It’s a spooky sight. The coloured handprints creep out from the darkness and upwards, along a large gallery of rock, as if trying to claw their way out of history.
We have driven 40 minutes outside of the small, lakeside town of Los Antiguos to visit the Cueva de las Manos (Cave of Hands) – a fascinating collection of strange artwork that dates back 10,000 years – so long that experts don’t know the names of the tribes that created it.
Young and old tribespeople would mix up all sorts of liquids, from blood to urine to natural dyes and then either dip their palms into it and imprint it onto the wall, or spurt it out of an animal bone onto their outstretched hands to create this stamp of identity.
At times they use guanaco feet for the same effect, and there’s one case of a particularly eerie six-fingered hand.
Beside these creations there are pictures of tribesmen hunting guanacos and others of pregnant animals under a full moon, symbolising fertility.

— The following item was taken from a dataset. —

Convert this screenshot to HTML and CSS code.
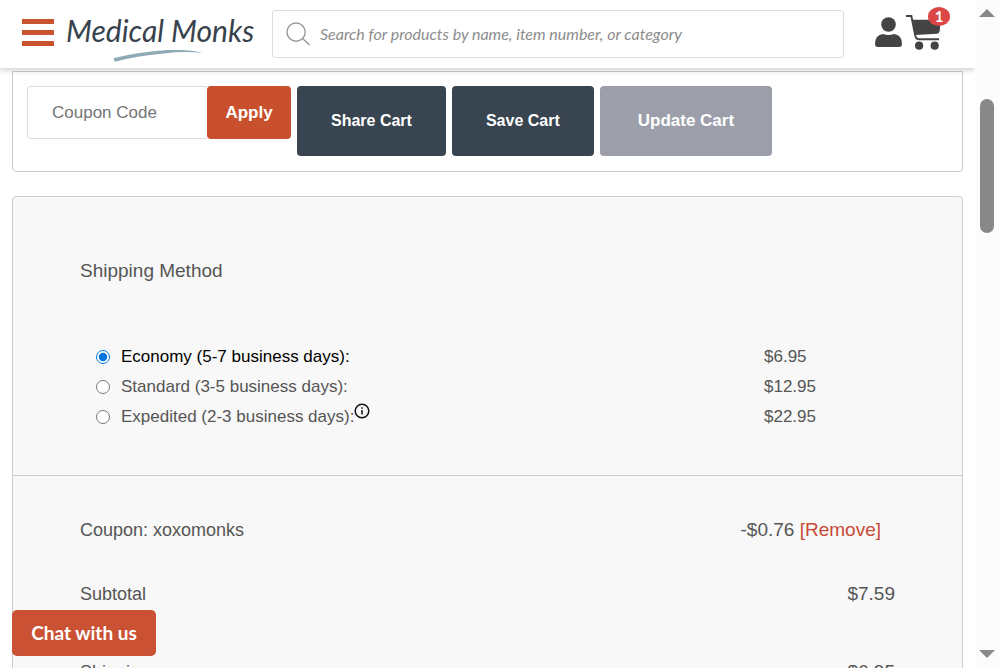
FILE: index.html
```html
<!DOCTYPE html>
<html lang="en">
<head>
<meta charset="utf-8">
<title>Cart - Medical Monks</title>
<link rel="stylesheet" href="styles.css">
</head>
<body>
<div class="page">
  <header class="header">
    <button class="menu" type="button" aria-label="Menu"><span></span><span></span><span></span></button>
    <a class="logo" href="#">
      <span class="logo-text">Medical Monks</span>
      <svg class="logo-swoosh" viewBox="0 0 90 12" aria-hidden="true"><path d="M0 8Q24 2 54 0Q74 -1 89 3Q70 1 50 3.500Q22 6 2 11.500Q-1 11 0 8Z"/></svg>
    </a>
    <form class="search">
      <svg viewBox="0 0 26 26" aria-hidden="true"><circle cx="10.5" cy="10.5" r="9.5"/><path d="M17 17l7.5 7"/></svg>
      <input type="search" aria-label="Search products" placeholder="Search for products by name, item number, or category">
    </form>
    <nav class="account">
      <a href="#" aria-label="Account"><svg class="user" viewBox="0 0 27 31"><circle cx="13.5" cy="7.5" r="7.3"/><path d="M8 17Q13.500 19 19 17Q27 18 27 27Q27 30 24 30H3Q0 30 0 27Q0 18 8 17Z"/></svg></a>
      <a class="cart" href="#" aria-label="Cart"><svg viewBox="0 0 36 36"><path class="line" d="M0 1H5.500L9.500 21Q10.500 25 13.500 25H34"/><path d="M7 5H36L34.500 17Q34 19 32 19.200L9.500 20.500Z"/><circle cx="13.500" cy="31.500" r="4.200"/><circle cx="29.500" cy="31.500" r="4.200"/></svg><span class="badge">1</span></a>
    </nav>
  </header>
  <main class="content">
    <section class="card actions">
      <form class="coupon">
        <input type="text" aria-label="Coupon Code" placeholder="Coupon Code">
        <button class="apply" type="button">Apply</button>
      </form>
      <button class="action" type="button">Share Cart</button>
      <button class="action" type="button">Save Cart</button>
      <button class="action update" type="button" disabled>Update Cart</button>
    </section>
    <section class="card totals">
      <div class="shipping">
        <h2>Shipping Method</h2>
        <ul class="methods">
          <li><input type="radio" name="ship" id="economy" checked><label for="economy">Economy (5-7 business days):</label><span class="price">$6.95</span></li>
          <li><input type="radio" name="ship" id="standard"><label for="standard">Standard (3-5 business days):</label><span class="price">$12.95</span></li>
          <li><input type="radio" name="ship" id="expedited"><label for="expedited">Expedited (2-3 business days):</label><svg class="info" viewBox="0 0 16 16" aria-hidden="true"><circle cx="8" cy="8" r="6.800"/><path d="M8 7V11.500M8 4.300V5.800"/></svg><span class="price">$22.95</span></li>
        </ul>
      </div>
      <dl class="summary">
        <div class="row discount"><dt>Coupon: xoxomonks</dt><dd>-$0.76 <a href="#">[Remove]</a></dd></div>
        <div class="row"><dt>Subtotal</dt><dd>$7.59</dd></div>
        <div class="row last"><dt>Shipping</dt><dd>$6.95</dd></div>
      </dl>
    </section>
  </main>
</div>
<div class="scrollbar" aria-hidden="true"><i class="up"></i><i class="thumb"></i><i class="down"></i></div>
<button class="chat" type="button">Chat with us</button>
</body>
</html>
```
FILE: styles.css
```css
* { box-sizing: border-box; }
body {
  margin: 0;
  height: 100vh;
  overflow: hidden;
  display: flex;
  background: #fff;
  color: #555;
  font: 18px/24px "Liberation Sans", sans-serif;
}
button, input { font: inherit; }
button { border: 0; cursor: pointer; }
a { color: inherit; text-decoration: none; }
.page { flex: 1; min-width: 0; overflow: hidden; }
.header {
  position: relative;
  z-index: 1;
  display: flex;
  align-items: center;
  height: 68px;
  padding: 0 24px 0 22px;
  background: #fff;
  box-shadow: 0 2px 6px rgba(0, 0, 0, .2);
}
.menu {
  display: flex;
  flex-direction: column;
  gap: 6px;
  width: 32px;
  padding: 0;
  margin: 0 12px 4px 0;
  background: none;
}
.menu span { height: 5px; background: #c9532f; }
.logo { position: relative; width: 206px; margin-bottom: 8px; color: #37424c; }
.logo-text { font: italic 30px/40px Lato, sans-serif; white-space: nowrap; }
.logo-swoosh { position: absolute; left: 48px; top: 40px; width: 90px; fill: #8eaab6; }
.search {
  flex: 1;
  display: flex;
  align-items: center;
  height: 48px;
  padding: 0 13px;
  gap: 9px;
  border: 1px solid #ddd;
  border-radius: 3px;
}
.search svg { width: 25px; flex: none; fill: none; stroke: #999; stroke-width: 1.5; }
.search input {
  flex: 1;
  min-width: 0;
  padding: 0;
  border: 0;
  outline: 0;
  background: none;
  font: italic 16px/24px Lato, sans-serif;
}
.search input::placeholder { color: #8c8c8c; opacity: 1; }
.account { display: flex; align-items: center; gap: 4px; margin: 0 1px 4px 31px; color: #444; }
.account a { display: block; }
.account svg { display: block; fill: currentColor; }
.user { width: 27px; }
.cart { position: relative; width: 44px; }
.cart svg { width: 35px; }
.cart .line { fill: none; stroke: currentColor; stroke-width: 2; }
.badge {
  position: absolute;
  right: 0;
  top: -8px;
  width: 22px;
  height: 19px;
  border-radius: 50%;
  background: #dc4646;
  color: #fff;
  font: bold 15px/19px Lato, sans-serif;
  text-align: center;
}
.content { padding: 3px 12px 0; }
.card { border: 1px solid #ccc; border-radius: 4px; }
.actions {
  display: flex;
  align-items: flex-start;
  gap: 6px;
  padding: 14px;
  height: 101px;
  border-radius: 0 0 4px 4px;
}
.coupon { display: flex; height: 53px; }
.coupon input {
  width: 180px;
  padding: 0 24px;
  border: 1px solid #ddd;
  border-right: 0;
  border-radius: 4px 0 0 4px;
  font-size: 17px;
}
.coupon input::placeholder { color: #757575; }
.apply, .action {
  border-radius: 4px;
  color: #fff;
  font: bold 17px/24px "Liberation Sans", sans-serif;
}
.apply { width: 84px; background: #c9502d; }
.action { height: 70px; padding: 0 34px; background: #38444f; font-size: 16px; }
.update { padding: 0 38px; background: #9c9faa; font-size: 17px; }
.totals { margin-top: 24px; background: #f8f8f8; }
.shipping { padding: 62px 67px 43px; border-bottom: 1px solid #ccc; }
h2 { margin: 0 0 59px; font: inherit; font-size: 19px; }
.methods { margin: 0; padding: 0 0 0 16px; list-style: none; font-size: 17px; }
.methods li { display: flex; align-items: center; height: 30px; }
.methods input { width: 14px; height: 14px; margin: 0 11px 0 0; accent-color: #0075e0; }
.methods input:checked + label { color: #000; }
.info { width: 16px; margin: -12px 0 0 0; fill: none; stroke: #111; stroke-width: 1.5; }
.price { width: 51px; margin: 0 80px 0 auto; }
.summary { margin: 0; padding: 22px 67px; height: 240px; }
.row { display: flex; justify-content: space-between; align-items: center; height: 64px; }
.row dd { margin: 0; font-size: 19px; }
.discount dd { margin-right: 14px; }
.discount a { color: #c74936; }
.last { height: 92px; }
.scrollbar {
  display: flex;
  flex-direction: column;
  align-items: center;
  width: 24px;
  padding: 9px 0 10px;
  background: #fcfcfc;
}
.up, .down { border: 8px solid transparent; }
.up { border-top: 0; border-bottom-color: #888; }
.down { border-bottom: 0; border-top-color: #888; margin-top: auto; }
.thumb { width: 14px; height: 134px; margin-top: 82px; border-radius: 7px; background: #888; }
.chat {
  position: fixed;
  z-index: 2;
  left: 12px;
  bottom: 12px;
  width: 144px;
  height: 46px;
  padding: 0;
  border-radius: 5px;
  background: #cb5135;
  color: #fff;
  font: bold 19px/24px Lato, sans-serif;
}
```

We walk through the vast canyon past the trickling river water and learn that when the tribes would journey here during the summer to gather food, they would leave behind their elderly relatives.
Their grandparents were unable to make the journey from their winter residence – which later became known as Los Antiguos, or the ‘old ones’.
We get a lift back to ‘The Old Ones’ and wander around the sweet little town, which just last week was swelling with the weight of visitors arriving for its annual cherry festival.
Cherries are big business here – even the local pharmacy stocks them. And so as the sun sets we make our very own imprints on the sticky fruit stocks of this sleepy and ancient little place.